Given exercise >>
Restate the data exactly as given and keep the pictures out.

## BEGIN

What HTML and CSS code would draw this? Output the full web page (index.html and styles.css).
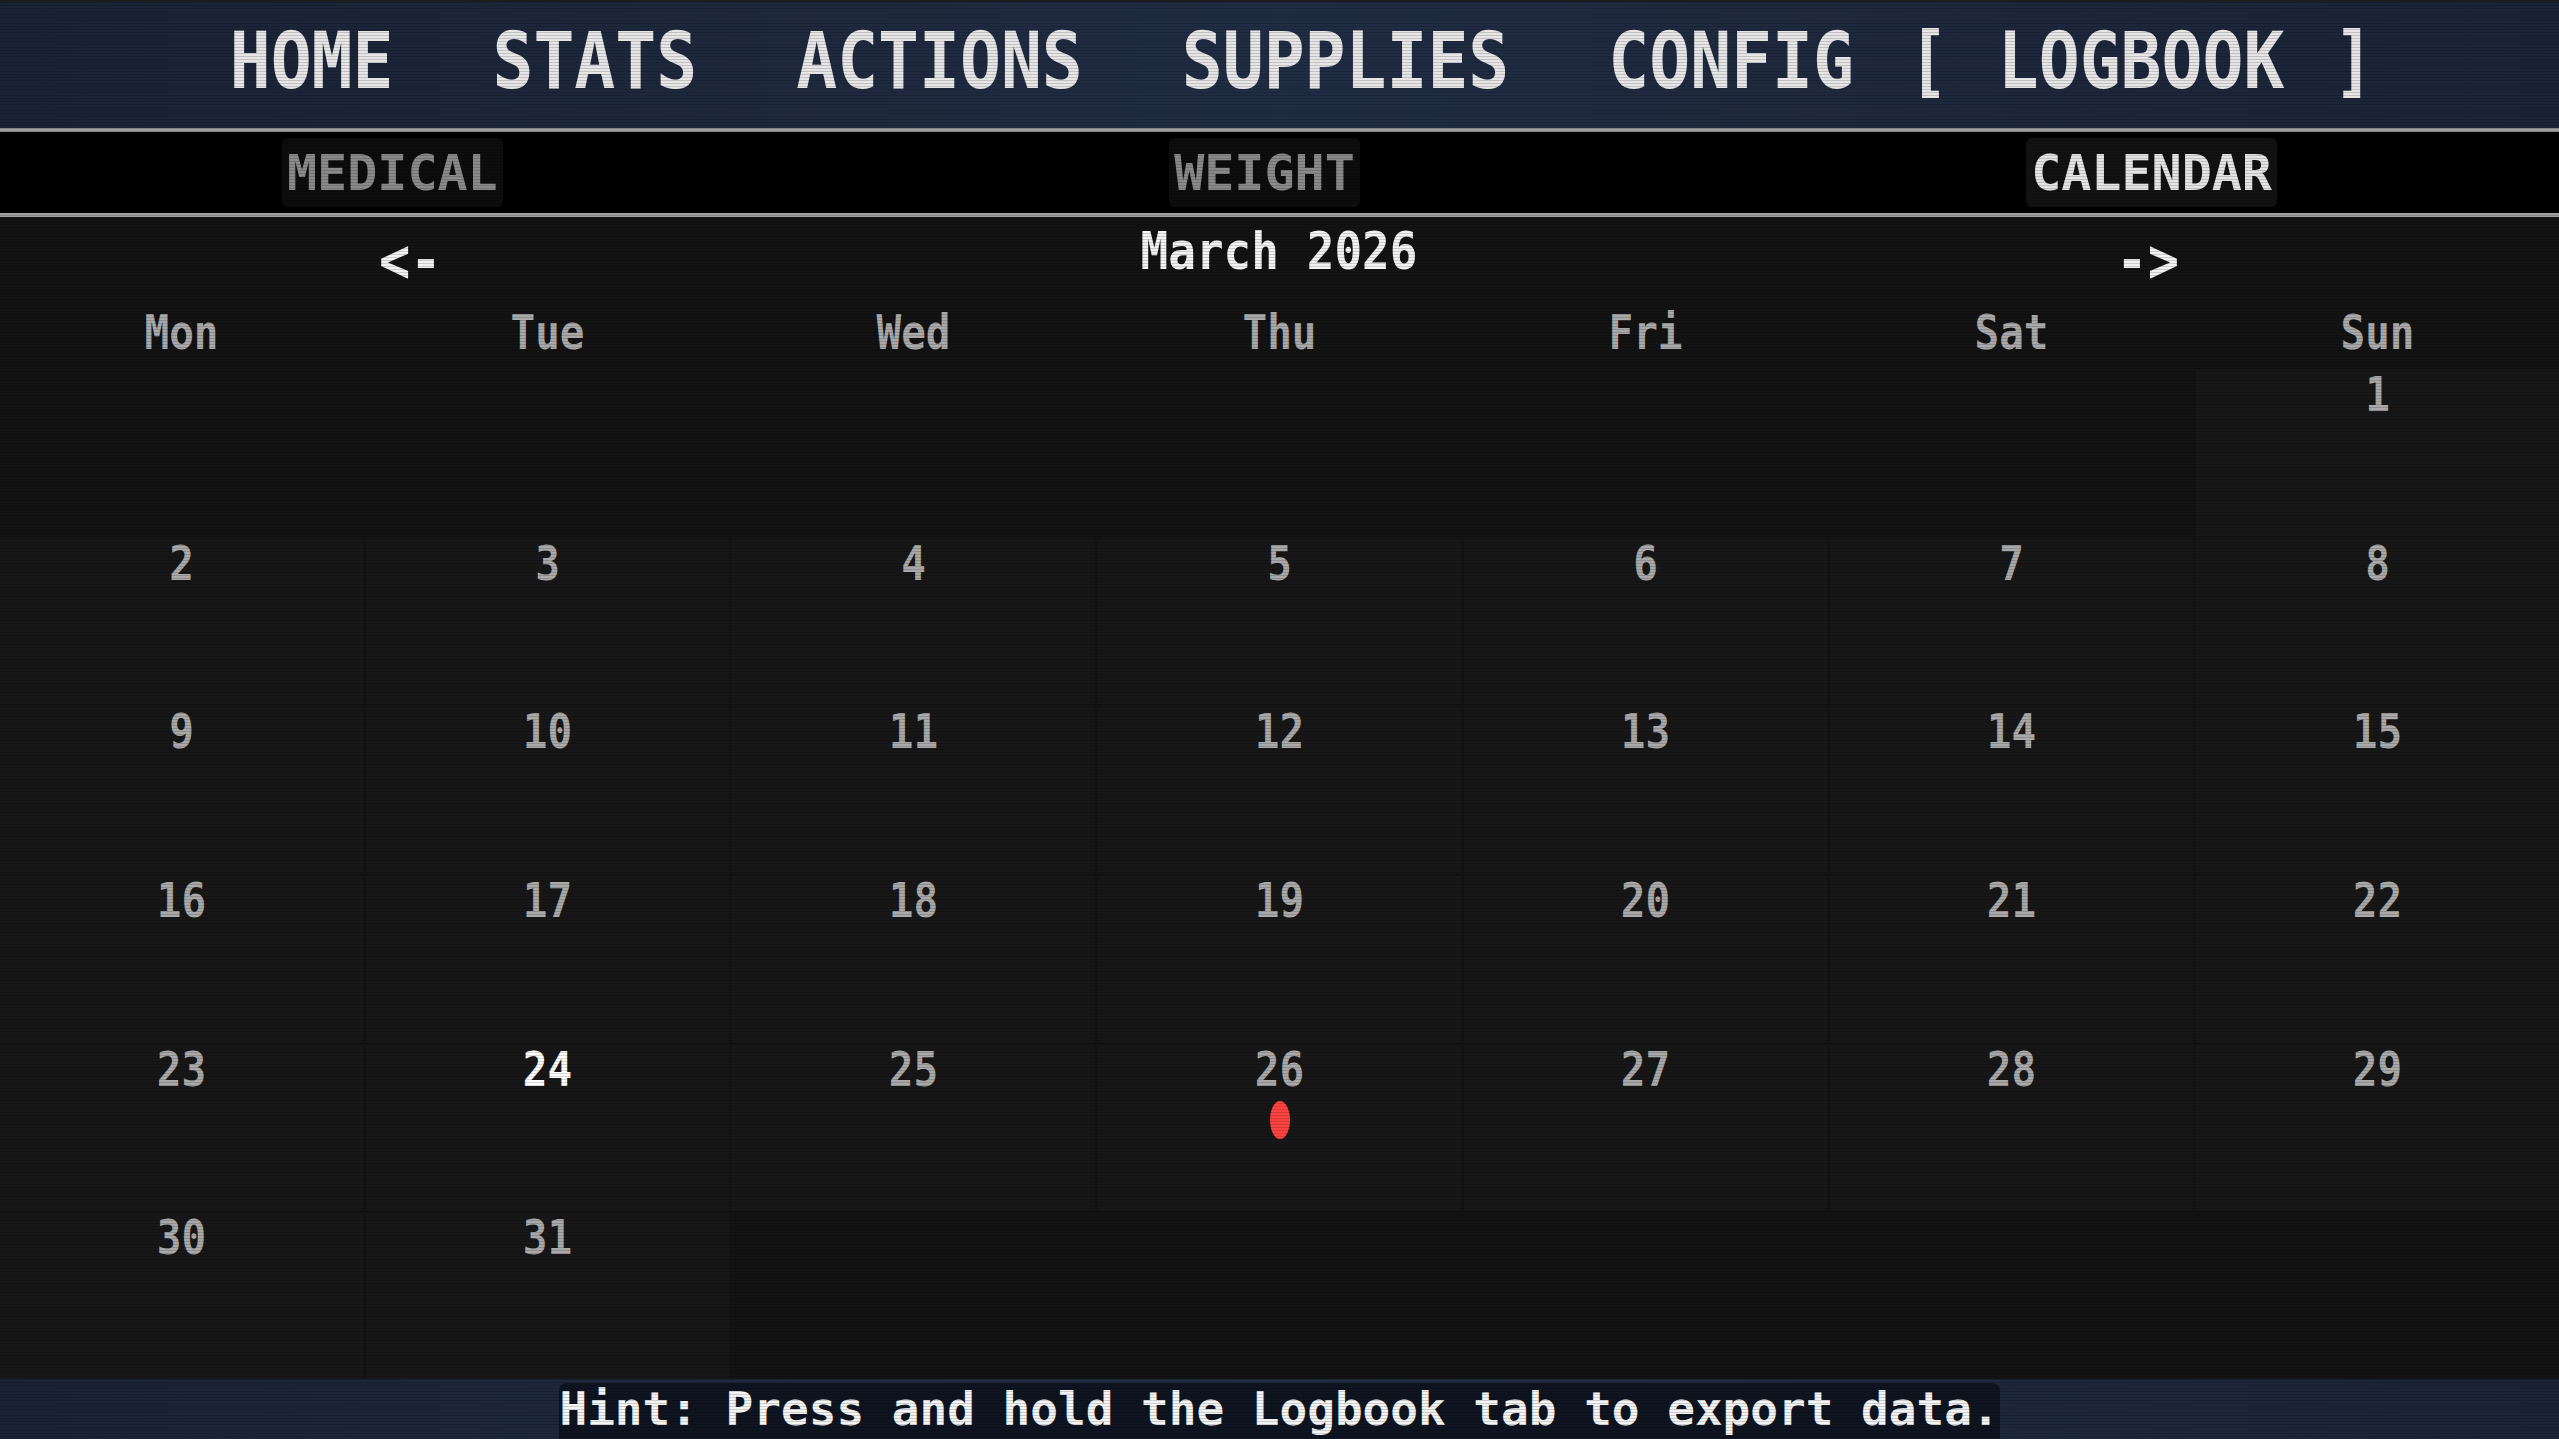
FILE: index.html
```html
<!DOCTYPE html>
<html lang="en">
<head>
    <meta charset="UTF-8">
    <meta name="viewport" content="width=device-width, initial-scale=1.0">
    <title>Logbook - Calendar</title>
    <link rel="stylesheet" href="styles.css">
</head>
<body>
    <nav class="main-nav">
        <span class="nav-item">HOME</span>
        <span class="nav-item">STATS</span>
        <span class="nav-item">ACTIONS</span>
        <span class="nav-item">SUPPLIES</span>
        <span class="nav-item">CONFIG</span>
        <span class="nav-item active">[ LOGBOOK ]</span>
    </nav>

    <div class="sub-nav">
        <span class="sub-tab">MEDICAL</span>
        <span class="sub-tab">WEIGHT</span>
        <span class="sub-tab active">CALENDAR</span>
    </div>

    <main class="calendar">
        <div class="month-nav">
            <span class="month-arrow">&lt;-</span>
            <span class="month-title">March 2026</span>
            <span class="month-arrow">-&gt;</span>
        </div>

        <div class="weekdays">
            <span>Mon</span><span>Tue</span><span>Wed</span><span>Thu</span><span>Fri</span><span>Sat</span><span>Sun</span>
        </div>

        <div class="days">
            <div class="day empty"></div>
            <div class="day empty"></div>
            <div class="day empty"></div>
            <div class="day empty"></div>
            <div class="day empty"></div>
            <div class="day empty"></div>
            <div class="day"><span class="day-num">1</span></div>

            <div class="day"><span class="day-num">2</span></div>
            <div class="day"><span class="day-num">3</span></div>
            <div class="day"><span class="day-num">4</span></div>
            <div class="day"><span class="day-num">5</span></div>
            <div class="day"><span class="day-num">6</span></div>
            <div class="day"><span class="day-num">7</span></div>
            <div class="day"><span class="day-num">8</span></div>

            <div class="day"><span class="day-num">9</span></div>
            <div class="day"><span class="day-num">10</span></div>
            <div class="day"><span class="day-num">11</span></div>
            <div class="day"><span class="day-num">12</span></div>
            <div class="day"><span class="day-num">13</span></div>
            <div class="day"><span class="day-num">14</span></div>
            <div class="day"><span class="day-num">15</span></div>

            <div class="day"><span class="day-num">16</span></div>
            <div class="day"><span class="day-num">17</span></div>
            <div class="day"><span class="day-num">18</span></div>
            <div class="day"><span class="day-num">19</span></div>
            <div class="day"><span class="day-num">20</span></div>
            <div class="day"><span class="day-num">21</span></div>
            <div class="day"><span class="day-num">22</span></div>

            <div class="day"><span class="day-num">23</span></div>
            <div class="day today"><span class="day-num">24</span></div>
            <div class="day"><span class="day-num">25</span></div>
            <div class="day"><span class="day-num">26</span><span class="entry-dot"></span></div>
            <div class="day"><span class="day-num">27</span></div>
            <div class="day"><span class="day-num">28</span></div>
            <div class="day"><span class="day-num">29</span></div>

            <div class="day"><span class="day-num">30</span></div>
            <div class="day"><span class="day-num">31</span></div>
            <div class="day empty"></div>
            <div class="day empty"></div>
            <div class="day empty"></div>
            <div class="day empty"></div>
            <div class="day empty"></div>
        </div>
    </main>

    <footer class="hint-bar">
        <span class="hint">Hint: Press and hold the Logbook tab to export data.</span>
    </footer>

    <div class="scanlines"></div>
</body>
</html>
```

FILE: styles.css
```css
:root {
    --navy: #1f2a3e;
    --screen: #131313;
    --cell: #171717;
    --rule: #9e9e9e;
    --text: #a9a9a9;
    --bright: #f2f2f2;
}

* {
    box-sizing: border-box;
    margin: 0;
    padding: 0;
}

body {
    height: 100vh;
    display: flex;
    flex-direction: column;
    background-color: var(--screen);
    color: var(--text);
    font-family: 'DejaVu Sans Mono', 'Liberation Mono', monospace;
    font-weight: bold;
    overflow: hidden;
}

/* top menu */
.main-nav {
    height: 132px;
    display: flex;
    justify-content: center;
    align-items: center;
    gap: 9px;
    padding-bottom: 6px;
    background: linear-gradient(90deg, #1a2334 0%, #212d44 50%, #1b2436 100%);
    border-top: 2px solid #1d1d1d;
    border-bottom: 4px solid var(--rule);
}

.nav-item {
    display: inline-block;
    padding: 0 45px;
    font-size: 68px;
    line-height: 1;
    color: #e6e6e6;
    transform: scaleY(1.15);
}

.nav-item.active {
    padding: 0;
    word-spacing: 8px;
}

/* logbook tabs */
.sub-nav {
    height: 85px;
    display: flex;
    justify-content: space-between;
    align-items: center;
    padding: 0 282px;
    background-color: #000;
    border-bottom: 4px solid var(--rule);
}

.sub-tab {
    height: 69px;
    display: flex;
    align-items: center;
    padding: 0 5px;
    font-size: 50px;
    color: #8a8a8a;
    background-color: #0d0d0d;
    border-radius: 6px;
}

.sub-tab.active {
    color: #e4e4e4;
    background-color: #121212;
}

/* calendar */
.calendar {
    flex: 1;
    display: flex;
    flex-direction: column;
}

.month-nav {
    height: 97px;
    display: flex;
    justify-content: space-between;
    align-items: flex-start;
    padding: 11px 380px 0 379px;
}

.month-title {
    display: inline-block;
    font-size: 46px;
    line-height: 1;
    color: var(--bright);
    transform: scaleY(1.13);
}

.month-arrow {
    display: inline-block;
    margin-top: 6px;
    font-size: 52px;
    line-height: 1;
    color: var(--bright);
    transform: scaleY(1.2);
}

.weekdays {
    height: 56px;
    display: grid;
    grid-template-columns: repeat(7, 1fr);
    gap: 3px;
    text-align: center;
    font-size: 41px;
    line-height: 1;
}

.weekdays span {
    display: inline-block;
    transform: scaleY(1.17);
}

.days {
    flex: 1;
    display: grid;
    grid-template-columns: repeat(7, 1fr);
    grid-template-rows: repeat(6, 1fr);
    gap: 3px;
}

.day {
    display: flex;
    flex-direction: column;
    align-items: center;
    padding-top: 5px;
    background-color: var(--cell);
}

.day.empty {
    background-color: transparent;
}

.day-num {
    display: inline-block;
    font-size: 41px;
    line-height: 1;
    transform: scaleY(1.17);
}

.day.today .day-num {
    color: #fff;
}

.entry-dot {
    width: 20px;
    height: 38px;
    margin-top: 10px;
    background-color: #ff4242;
    border-radius: 50%;
}

/* bottom hint */
.hint-bar {
    height: 60px;
    display: flex;
    justify-content: center;
    align-items: flex-end;
    background: linear-gradient(90deg, #1a2334 0%, #212d44 50%, #1b2436 100%);
}

.hint {
    height: 56px;
    padding: 3px 0 0;
    font-size: 46px;
    line-height: 1;
    color: #f4f4f4;
    background-color: #0e1420;
    border-radius: 8px 8px 0 0;
}

.scanlines {
    position: fixed;
    inset: 0;
    pointer-events: none;
    background: repeating-linear-gradient(to bottom, rgba(0, 0, 0, 0) 0, rgba(0, 0, 0, 0) 2px, rgba(0, 0, 0, 0.16) 2px, rgba(0, 0, 0, 0.16) 3px);
}
```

## END

The response >>
What HTML and CSS code would draw this? Output the full web page (index.html and styles.css).
FILE: index.html
```html
<!DOCTYPE html>
<html lang="en">
<head>
    <meta charset="UTF-8">
    <meta name="viewport" content="width=device-width, initial-scale=1.0">
    <title>Logbook - Calendar</title>
    <link rel="stylesheet" href="styles.css">
</head>
<body>
    <nav class="main-nav">
        <span class="nav-item">HOME</span>
        <span class="nav-item">STATS</span>
        <span class="nav-item">ACTIONS</span>
        <span class="nav-item">SUPPLIES</span>
        <span class="nav-item">CONFIG</span>
        <span class="nav-item active">[ LOGBOOK ]</span>
    </nav>

    <div class="sub-nav">
        <span class="sub-tab">MEDICAL</span>
        <span class="sub-tab">WEIGHT</span>
        <span class="sub-tab active">CALENDAR</span>
    </div>

    <main class="calendar">
        <div class="month-nav">
            <span class="month-arrow">&lt;-</span>
            <span class="month-title">March 2026</span>
            <span class="month-arrow">-&gt;</span>
        </div>

        <div class="weekdays">
            <span>Mon</span><span>Tue</span><span>Wed</span><span>Thu</span><span>Fri</span><span>Sat</span><span>Sun</span>
        </div>

        <div class="days">
            <div class="day empty"></div>
            <div class="day empty"></div>
            <div class="day empty"></div>
            <div class="day empty"></div>
            <div class="day empty"></div>
            <div class="day empty"></div>
            <div class="day"><span class="day-num">1</span></div>

            <div class="day"><span class="day-num">2</span></div>
            <div class="day"><span class="day-num">3</span></div>
            <div class="day"><span class="day-num">4</span></div>
            <div class="day"><span class="day-num">5</span></div>
            <div class="day"><span class="day-num">6</span></div>
            <div class="day"><span class="day-num">7</span></div>
            <div class="day"><span class="day-num">8</span></div>

            <div class="day"><span class="day-num">9</span></div>
            <div class="day"><span class="day-num">10</span></div>
            <div class="day"><span class="day-num">11</span></div>
            <div class="day"><span class="day-num">12</span></div>
            <div class="day"><span class="day-num">13</span></div>
            <div class="day"><span class="day-num">14</span></div>
            <div class="day"><span class="day-num">15</span></div>

            <div class="day"><span class="day-num">16</span></div>
            <div class="day"><span class="day-num">17</span></div>
            <div class="day"><span class="day-num">18</span></div>
            <div class="day"><span class="day-num">19</span></div>
            <div class="day"><span class="day-num">20</span></div>
            <div class="day"><span class="day-num">21</span></div>
            <div class="day"><span class="day-num">22</span></div>

            <div class="day"><span class="day-num">23</span></div>
            <div class="day today"><span class="day-num">24</span></div>
            <div class="day"><span class="day-num">25</span></div>
            <div class="day"><span class="day-num">26</span><span class="entry-dot"></span></div>
            <div class="day"><span class="day-num">27</span></div>
            <div class="day"><span class="day-num">28</span></div>
            <div class="day"><span class="day-num">29</span></div>

            <div class="day"><span class="day-num">30</span></div>
            <div class="day"><span class="day-num">31</span></div>
            <div class="day empty"></div>
            <div class="day empty"></div>
            <div class="day empty"></div>
            <div class="day empty"></div>
            <div class="day empty"></div>
        </div>
    </main>

    <footer class="hint-bar">
        <span class="hint">Hint: Press and hold the Logbook tab to export data.</span>
    </footer>

    <div class="scanlines"></div>
</body>
</html>
```

FILE: styles.css
```css
:root {
    --navy: #1f2a3e;
    --screen: #131313;
    --cell: #171717;
    --rule: #9e9e9e;
    --text: #a9a9a9;
    --bright: #f2f2f2;
}

* {
    box-sizing: border-box;
    margin: 0;
    padding: 0;
}

body {
    height: 100vh;
    display: flex;
    flex-direction: column;
    background-color: var(--screen);
    color: var(--text);
    font-family: 'DejaVu Sans Mono', 'Liberation Mono', monospace;
    font-weight: bold;
    overflow: hidden;
}

/* top menu */
.main-nav {
    height: 132px;
    display: flex;
    justify-content: center;
    align-items: center;
    gap: 9px;
    padding-bottom: 6px;
    background: linear-gradient(90deg, #1a2334 0%, #212d44 50%, #1b2436 100%);
    border-top: 2px solid #1d1d1d;
    border-bottom: 4px solid var(--rule);
}

.nav-item {
    display: inline-block;
    padding: 0 45px;
    font-size: 68px;
    line-height: 1;
    color: #e6e6e6;
    transform: scaleY(1.15);
}

.nav-item.active {
    padding: 0;
    word-spacing: 8px;
}

/* logbook tabs */
.sub-nav {
    height: 85px;
    display: flex;
    justify-content: space-between;
    align-items: center;
    padding: 0 282px;
    background-color: #000;
    border-bottom: 4px solid var(--rule);
}

.sub-tab {
    height: 69px;
    display: flex;
    align-items: center;
    padding: 0 5px;
    font-size: 50px;
    color: #8a8a8a;
    background-color: #0d0d0d;
    border-radius: 6px;
}

.sub-tab.active {
    color: #e4e4e4;
    background-color: #121212;
}

/* calendar */
.calendar {
    flex: 1;
    display: flex;
    flex-direction: column;
}

.month-nav {
    height: 97px;
    display: flex;
    justify-content: space-between;
    align-items: flex-start;
    padding: 11px 380px 0 379px;
}

.month-title {
    display: inline-block;
    font-size: 46px;
    line-height: 1;
    color: var(--bright);
    transform: scaleY(1.13);
}

.month-arrow {
    display: inline-block;
    margin-top: 6px;
    font-size: 52px;
    line-height: 1;
    color: var(--bright);
    transform: scaleY(1.2);
}

.weekdays {
    height: 56px;
    display: grid;
    grid-template-columns: repeat(7, 1fr);
    gap: 3px;
    text-align: center;
    font-size: 41px;
    line-height: 1;
}

.weekdays span {
    display: inline-block;
    transform: scaleY(1.17);
}

.days {
    flex: 1;
    display: grid;
    grid-template-columns: repeat(7, 1fr);
    grid-template-rows: repeat(6, 1fr);
    gap: 3px;
}

.day {
    display: flex;
    flex-direction: column;
    align-items: center;
    padding-top: 5px;
    background-color: var(--cell);
}

.day.empty {
    background-color: transparent;
}

.day-num {
    display: inline-block;
    font-size: 41px;
    line-height: 1;
    transform: scaleY(1.17);
}

.day.today .day-num {
    color: #fff;
}

.entry-dot {
    width: 20px;
    height: 38px;
    margin-top: 10px;
    background-color: #ff4242;
    border-radius: 50%;
}

/* bottom hint */
.hint-bar {
    height: 60px;
    display: flex;
    justify-content: center;
    align-items: flex-end;
    background: linear-gradient(90deg, #1a2334 0%, #212d44 50%, #1b2436 100%);
}

.hint {
    height: 56px;
    padding: 3px 0 0;
    font-size: 46px;
    line-height: 1;
    color: #f4f4f4;
    background-color: #0e1420;
    border-radius: 8px 8px 0 0;
}

.scanlines {
    position: fixed;
    inset: 0;
    pointer-events: none;
    background: repeating-linear-gradient(to bottom, rgba(0, 0, 0, 0) 0, rgba(0, 0, 0, 0) 2px, rgba(0, 0, 0, 0.16) 2px, rgba(0, 0, 0, 0.16) 3px);
}
```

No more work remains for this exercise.